Book Club: A Portable Shelter by Kirsty Logan

Climb in, my tiny fish-catcher, and I will take you on a journey.

So, Kirsty and I have started a book club. And I - as ambitious as it sounds - have decided to publish a book review for each and every selection that we read as part of said book club. Although only one a book a month, I think this will be quite the challenge as book reviews take a lot of time and thought to write. But this brings us to today's review and the book club read for September: the brilliant A Portable Shelter by Kirsty Logan. This beautiful book is Logan's second release of 2015 -- you may have seen her debut novel The Gracekeepers floating around your local bookshop. However, A Portable Shelter goes back to her short-storytelling roots, set amongst a magical rural Scotland.

First, can we just take a moment to appreciate how gorgeous this book is? It is impeccably published in a beautiful textured naked hardback with illustrations (by Liz Myhill) and silver foiling. The limited edition hardback (only 1000 copies!) is published by small Scottish house ASLS. and next year a paperback will be published by, the more readily available, Harvill Secker who published The Gracekeepers.

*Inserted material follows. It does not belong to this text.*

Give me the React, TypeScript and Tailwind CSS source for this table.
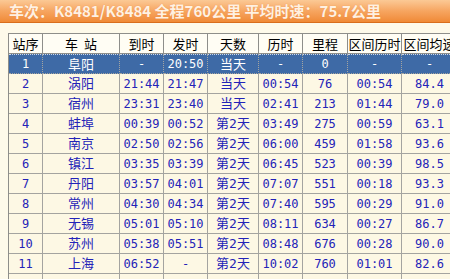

Despite being a collection of short stories, in the most wonderful of fashion, these stories come together to create an overarching tale of two new mothers speaking 'truths' to their restless unborn child. This is my absolute favourite kind of short story collection. These stories are 'tales of circuses and stargazing, selkie fishermen and domestic werewolves, child-eating witches and broken-toothed dragons'. Most of the chapters include elements of magical realism that are expertly dropped in to the most mundane-seeming of situations. Also, I was surprised to find that I appreciated every single one of the included stories which is something that has seldom ever happens with other collections. I did still have favourites and least favourites, but I cannot say there were any that I didn't at least enjoy. My favourite was probably 'The Mother of Giants' which tells of a small village with a resident witch that calls upon and claims named newborn babies.

Once there lived a woman who had two husbands. In the evenings, she walked alone on the shore, between her husbands. She walked with one foot in the sand, one foot in the sea.

I really adored Logan's descriptions, especially those of households and landscapes. I found it really easy to visualise her settings, something that I find quite the art when you're working within such a short word count. The accompanying illustrations worked perfectly with these descriptions. Overall, I am really impressed with the collection considering it is my first read of Logan's work. I did also purchase The Gracekeepers so I'm hoping to get that in before the end of the month, so I can see how she deals with the longer form. It's definitely worth checking out A Portable Shelter if you can get your hands on it, even if you have to wait until next year's paperback. Alternatively you can source a copy of her first short story collection The Rental Heart and Other Stories, that I'm also excited to explore.